### The task
Quote exactly and only this range of lines in the data below: the line that holds "Output the single-file" to the line that holds "string; x: number;", both included.

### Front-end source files
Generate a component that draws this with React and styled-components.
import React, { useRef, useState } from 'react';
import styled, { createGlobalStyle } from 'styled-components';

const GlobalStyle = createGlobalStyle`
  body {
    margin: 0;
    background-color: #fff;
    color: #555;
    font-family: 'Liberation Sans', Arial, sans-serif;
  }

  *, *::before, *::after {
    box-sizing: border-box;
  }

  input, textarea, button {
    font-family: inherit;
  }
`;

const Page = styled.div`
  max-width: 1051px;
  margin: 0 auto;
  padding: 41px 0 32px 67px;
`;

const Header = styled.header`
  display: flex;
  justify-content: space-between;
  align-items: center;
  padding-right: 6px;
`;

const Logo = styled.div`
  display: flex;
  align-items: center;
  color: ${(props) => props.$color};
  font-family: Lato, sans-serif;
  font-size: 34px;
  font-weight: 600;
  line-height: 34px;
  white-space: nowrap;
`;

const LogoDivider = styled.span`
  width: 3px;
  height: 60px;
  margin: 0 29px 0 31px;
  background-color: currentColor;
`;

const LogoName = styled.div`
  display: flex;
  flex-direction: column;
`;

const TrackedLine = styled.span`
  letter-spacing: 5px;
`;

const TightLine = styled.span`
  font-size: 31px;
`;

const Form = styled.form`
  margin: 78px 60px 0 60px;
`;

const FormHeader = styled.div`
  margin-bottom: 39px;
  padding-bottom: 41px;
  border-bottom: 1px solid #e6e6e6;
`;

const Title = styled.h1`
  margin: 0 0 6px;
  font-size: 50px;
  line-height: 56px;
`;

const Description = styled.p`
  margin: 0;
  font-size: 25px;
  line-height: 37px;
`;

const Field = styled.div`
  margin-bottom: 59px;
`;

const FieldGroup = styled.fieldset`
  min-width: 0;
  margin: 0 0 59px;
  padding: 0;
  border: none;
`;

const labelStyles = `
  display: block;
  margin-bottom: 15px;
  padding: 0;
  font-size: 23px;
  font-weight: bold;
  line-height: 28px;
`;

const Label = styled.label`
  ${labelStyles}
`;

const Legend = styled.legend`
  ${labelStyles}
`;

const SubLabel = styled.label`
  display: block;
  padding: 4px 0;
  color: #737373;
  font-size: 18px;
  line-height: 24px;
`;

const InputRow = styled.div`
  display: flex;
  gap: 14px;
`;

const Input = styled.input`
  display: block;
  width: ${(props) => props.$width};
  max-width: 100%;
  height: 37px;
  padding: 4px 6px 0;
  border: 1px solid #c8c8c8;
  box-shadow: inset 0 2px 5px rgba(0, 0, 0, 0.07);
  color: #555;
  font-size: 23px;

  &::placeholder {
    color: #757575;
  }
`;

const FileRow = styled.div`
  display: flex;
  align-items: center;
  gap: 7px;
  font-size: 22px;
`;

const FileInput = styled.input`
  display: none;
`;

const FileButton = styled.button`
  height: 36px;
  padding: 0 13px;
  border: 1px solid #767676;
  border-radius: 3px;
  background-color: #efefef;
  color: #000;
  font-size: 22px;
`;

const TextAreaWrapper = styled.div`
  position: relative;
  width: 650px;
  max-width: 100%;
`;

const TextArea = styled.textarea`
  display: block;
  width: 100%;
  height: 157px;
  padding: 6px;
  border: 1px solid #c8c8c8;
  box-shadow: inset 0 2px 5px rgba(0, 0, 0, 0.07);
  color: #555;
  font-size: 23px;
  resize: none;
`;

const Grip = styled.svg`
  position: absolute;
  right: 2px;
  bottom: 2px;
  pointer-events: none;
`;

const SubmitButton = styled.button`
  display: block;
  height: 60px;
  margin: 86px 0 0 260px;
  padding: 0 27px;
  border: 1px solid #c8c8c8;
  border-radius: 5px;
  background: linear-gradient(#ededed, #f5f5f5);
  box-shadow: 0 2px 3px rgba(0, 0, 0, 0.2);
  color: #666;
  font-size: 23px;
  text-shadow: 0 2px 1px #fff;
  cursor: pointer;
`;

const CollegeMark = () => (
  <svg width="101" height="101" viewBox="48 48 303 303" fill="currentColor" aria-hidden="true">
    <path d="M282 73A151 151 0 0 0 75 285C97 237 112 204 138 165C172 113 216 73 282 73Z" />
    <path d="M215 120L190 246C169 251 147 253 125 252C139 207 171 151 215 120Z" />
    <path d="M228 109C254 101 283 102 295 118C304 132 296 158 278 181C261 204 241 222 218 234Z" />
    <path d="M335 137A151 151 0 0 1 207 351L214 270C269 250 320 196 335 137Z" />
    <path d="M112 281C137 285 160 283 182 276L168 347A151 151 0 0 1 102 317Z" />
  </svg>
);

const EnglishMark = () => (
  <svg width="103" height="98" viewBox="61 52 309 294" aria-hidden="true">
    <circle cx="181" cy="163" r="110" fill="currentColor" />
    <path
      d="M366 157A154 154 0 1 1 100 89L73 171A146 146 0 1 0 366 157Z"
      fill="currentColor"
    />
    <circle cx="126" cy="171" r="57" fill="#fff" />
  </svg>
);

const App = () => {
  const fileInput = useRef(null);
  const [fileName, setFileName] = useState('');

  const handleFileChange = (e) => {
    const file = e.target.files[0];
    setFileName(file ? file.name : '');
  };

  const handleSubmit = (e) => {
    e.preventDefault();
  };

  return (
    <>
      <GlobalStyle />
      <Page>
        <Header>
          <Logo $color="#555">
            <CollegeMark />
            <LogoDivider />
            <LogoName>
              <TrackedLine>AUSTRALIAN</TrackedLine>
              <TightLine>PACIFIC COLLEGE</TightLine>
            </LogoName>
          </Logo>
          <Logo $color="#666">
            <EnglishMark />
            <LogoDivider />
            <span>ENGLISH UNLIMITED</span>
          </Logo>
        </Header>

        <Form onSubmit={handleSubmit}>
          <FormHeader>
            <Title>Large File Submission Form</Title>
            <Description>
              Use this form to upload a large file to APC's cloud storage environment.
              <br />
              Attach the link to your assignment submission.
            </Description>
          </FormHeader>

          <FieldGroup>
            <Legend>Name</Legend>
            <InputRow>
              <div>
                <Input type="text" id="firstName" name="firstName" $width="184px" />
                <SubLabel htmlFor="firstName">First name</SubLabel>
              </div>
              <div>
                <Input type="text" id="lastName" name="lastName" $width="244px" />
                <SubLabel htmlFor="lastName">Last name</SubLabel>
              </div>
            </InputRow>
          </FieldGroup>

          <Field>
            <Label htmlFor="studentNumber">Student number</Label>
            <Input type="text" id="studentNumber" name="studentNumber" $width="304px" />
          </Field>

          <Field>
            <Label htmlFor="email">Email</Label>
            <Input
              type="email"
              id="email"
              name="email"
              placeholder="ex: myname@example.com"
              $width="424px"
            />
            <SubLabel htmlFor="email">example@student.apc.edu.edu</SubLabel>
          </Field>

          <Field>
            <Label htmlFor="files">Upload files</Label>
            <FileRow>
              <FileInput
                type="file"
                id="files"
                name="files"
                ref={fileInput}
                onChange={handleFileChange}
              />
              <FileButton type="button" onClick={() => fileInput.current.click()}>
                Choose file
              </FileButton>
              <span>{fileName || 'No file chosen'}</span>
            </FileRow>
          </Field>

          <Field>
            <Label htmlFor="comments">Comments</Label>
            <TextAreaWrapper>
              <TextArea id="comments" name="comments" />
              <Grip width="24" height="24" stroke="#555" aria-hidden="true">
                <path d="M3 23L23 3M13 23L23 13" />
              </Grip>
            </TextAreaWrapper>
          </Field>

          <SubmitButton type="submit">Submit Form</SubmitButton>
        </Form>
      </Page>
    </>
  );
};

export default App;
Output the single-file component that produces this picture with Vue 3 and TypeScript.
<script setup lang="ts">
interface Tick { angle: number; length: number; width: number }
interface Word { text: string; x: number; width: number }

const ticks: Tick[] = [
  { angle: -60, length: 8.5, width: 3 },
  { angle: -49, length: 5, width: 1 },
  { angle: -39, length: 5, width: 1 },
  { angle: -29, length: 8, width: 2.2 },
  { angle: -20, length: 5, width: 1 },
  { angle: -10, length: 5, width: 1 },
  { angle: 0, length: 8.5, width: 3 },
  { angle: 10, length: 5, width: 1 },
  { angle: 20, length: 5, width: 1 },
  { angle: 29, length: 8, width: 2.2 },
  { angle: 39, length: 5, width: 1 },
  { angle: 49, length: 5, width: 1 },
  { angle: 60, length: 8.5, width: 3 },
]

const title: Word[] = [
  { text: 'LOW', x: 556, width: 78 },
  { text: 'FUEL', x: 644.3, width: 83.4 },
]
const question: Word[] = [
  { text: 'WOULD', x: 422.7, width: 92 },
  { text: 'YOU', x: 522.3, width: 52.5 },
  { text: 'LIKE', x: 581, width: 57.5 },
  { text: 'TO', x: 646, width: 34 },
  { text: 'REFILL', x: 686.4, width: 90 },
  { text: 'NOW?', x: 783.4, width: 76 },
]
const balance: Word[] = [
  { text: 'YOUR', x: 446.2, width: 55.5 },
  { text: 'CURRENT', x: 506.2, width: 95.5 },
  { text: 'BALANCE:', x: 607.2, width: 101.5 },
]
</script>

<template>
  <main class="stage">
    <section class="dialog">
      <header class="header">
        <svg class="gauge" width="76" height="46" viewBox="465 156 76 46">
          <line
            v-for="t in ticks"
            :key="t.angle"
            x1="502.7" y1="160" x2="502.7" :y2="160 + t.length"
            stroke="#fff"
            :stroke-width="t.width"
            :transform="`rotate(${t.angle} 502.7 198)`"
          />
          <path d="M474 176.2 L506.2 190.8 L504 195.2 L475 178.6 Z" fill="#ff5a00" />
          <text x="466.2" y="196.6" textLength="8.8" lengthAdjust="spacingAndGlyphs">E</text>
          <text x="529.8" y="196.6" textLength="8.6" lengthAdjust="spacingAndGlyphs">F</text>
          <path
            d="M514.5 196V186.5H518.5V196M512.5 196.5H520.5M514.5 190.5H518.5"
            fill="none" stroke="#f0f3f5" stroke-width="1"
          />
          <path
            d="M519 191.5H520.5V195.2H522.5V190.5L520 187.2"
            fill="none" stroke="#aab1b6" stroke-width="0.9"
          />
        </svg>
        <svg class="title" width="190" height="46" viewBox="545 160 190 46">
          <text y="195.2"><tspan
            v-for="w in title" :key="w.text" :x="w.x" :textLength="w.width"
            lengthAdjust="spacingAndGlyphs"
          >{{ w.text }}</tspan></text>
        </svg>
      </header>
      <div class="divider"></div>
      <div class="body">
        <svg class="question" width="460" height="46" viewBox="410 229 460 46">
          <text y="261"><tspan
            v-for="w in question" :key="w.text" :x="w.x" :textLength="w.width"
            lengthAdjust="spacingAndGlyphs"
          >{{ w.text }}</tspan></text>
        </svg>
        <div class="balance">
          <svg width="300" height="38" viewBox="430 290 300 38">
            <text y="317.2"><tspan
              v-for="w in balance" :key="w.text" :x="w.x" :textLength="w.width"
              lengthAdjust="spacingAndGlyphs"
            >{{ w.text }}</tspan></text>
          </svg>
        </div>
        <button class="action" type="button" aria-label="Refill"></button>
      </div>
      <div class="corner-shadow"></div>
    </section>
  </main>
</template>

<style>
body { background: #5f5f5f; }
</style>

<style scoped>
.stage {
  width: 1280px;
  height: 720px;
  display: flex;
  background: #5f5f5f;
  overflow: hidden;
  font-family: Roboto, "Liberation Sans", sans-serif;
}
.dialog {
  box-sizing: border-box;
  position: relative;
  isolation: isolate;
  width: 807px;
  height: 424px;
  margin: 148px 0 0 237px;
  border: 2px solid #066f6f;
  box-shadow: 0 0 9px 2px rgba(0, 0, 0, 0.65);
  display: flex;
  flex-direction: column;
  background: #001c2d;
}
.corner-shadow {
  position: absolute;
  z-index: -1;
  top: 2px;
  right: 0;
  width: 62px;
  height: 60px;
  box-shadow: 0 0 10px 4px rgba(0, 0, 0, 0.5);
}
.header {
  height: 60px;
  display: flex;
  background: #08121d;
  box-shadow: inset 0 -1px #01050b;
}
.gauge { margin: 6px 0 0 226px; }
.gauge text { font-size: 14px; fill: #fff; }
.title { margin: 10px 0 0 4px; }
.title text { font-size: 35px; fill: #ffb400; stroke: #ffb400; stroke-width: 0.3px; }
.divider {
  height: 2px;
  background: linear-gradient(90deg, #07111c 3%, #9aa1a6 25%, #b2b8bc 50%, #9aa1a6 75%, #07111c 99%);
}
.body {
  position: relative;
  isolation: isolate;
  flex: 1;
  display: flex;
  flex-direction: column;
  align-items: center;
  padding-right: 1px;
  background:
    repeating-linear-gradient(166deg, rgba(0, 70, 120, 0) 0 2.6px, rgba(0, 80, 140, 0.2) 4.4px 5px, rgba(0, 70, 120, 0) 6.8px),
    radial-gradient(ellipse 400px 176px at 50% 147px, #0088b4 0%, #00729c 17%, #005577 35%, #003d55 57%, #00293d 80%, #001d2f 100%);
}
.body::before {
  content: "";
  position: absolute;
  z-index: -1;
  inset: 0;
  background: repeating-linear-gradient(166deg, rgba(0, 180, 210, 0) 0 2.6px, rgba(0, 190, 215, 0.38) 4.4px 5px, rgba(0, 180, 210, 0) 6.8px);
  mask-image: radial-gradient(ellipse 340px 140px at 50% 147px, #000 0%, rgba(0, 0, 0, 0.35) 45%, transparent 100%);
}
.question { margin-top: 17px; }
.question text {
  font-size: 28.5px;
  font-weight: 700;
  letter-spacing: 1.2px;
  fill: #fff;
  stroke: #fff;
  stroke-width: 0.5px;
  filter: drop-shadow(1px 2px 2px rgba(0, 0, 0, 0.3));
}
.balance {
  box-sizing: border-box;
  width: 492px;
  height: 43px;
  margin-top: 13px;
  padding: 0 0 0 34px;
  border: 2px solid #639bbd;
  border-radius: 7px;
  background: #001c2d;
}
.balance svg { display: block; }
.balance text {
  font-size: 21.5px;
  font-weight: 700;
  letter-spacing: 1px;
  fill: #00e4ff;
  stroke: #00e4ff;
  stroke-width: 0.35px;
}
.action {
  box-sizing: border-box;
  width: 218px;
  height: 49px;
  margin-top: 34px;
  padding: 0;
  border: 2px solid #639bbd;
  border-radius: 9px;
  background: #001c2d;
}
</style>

### Final result
Output the single-file component that produces this picture with Vue 3 and TypeScript.
<script setup lang="ts">
interface Tick { angle: number; length: number; width: number }
interface Word { text: string; x: number; width: number }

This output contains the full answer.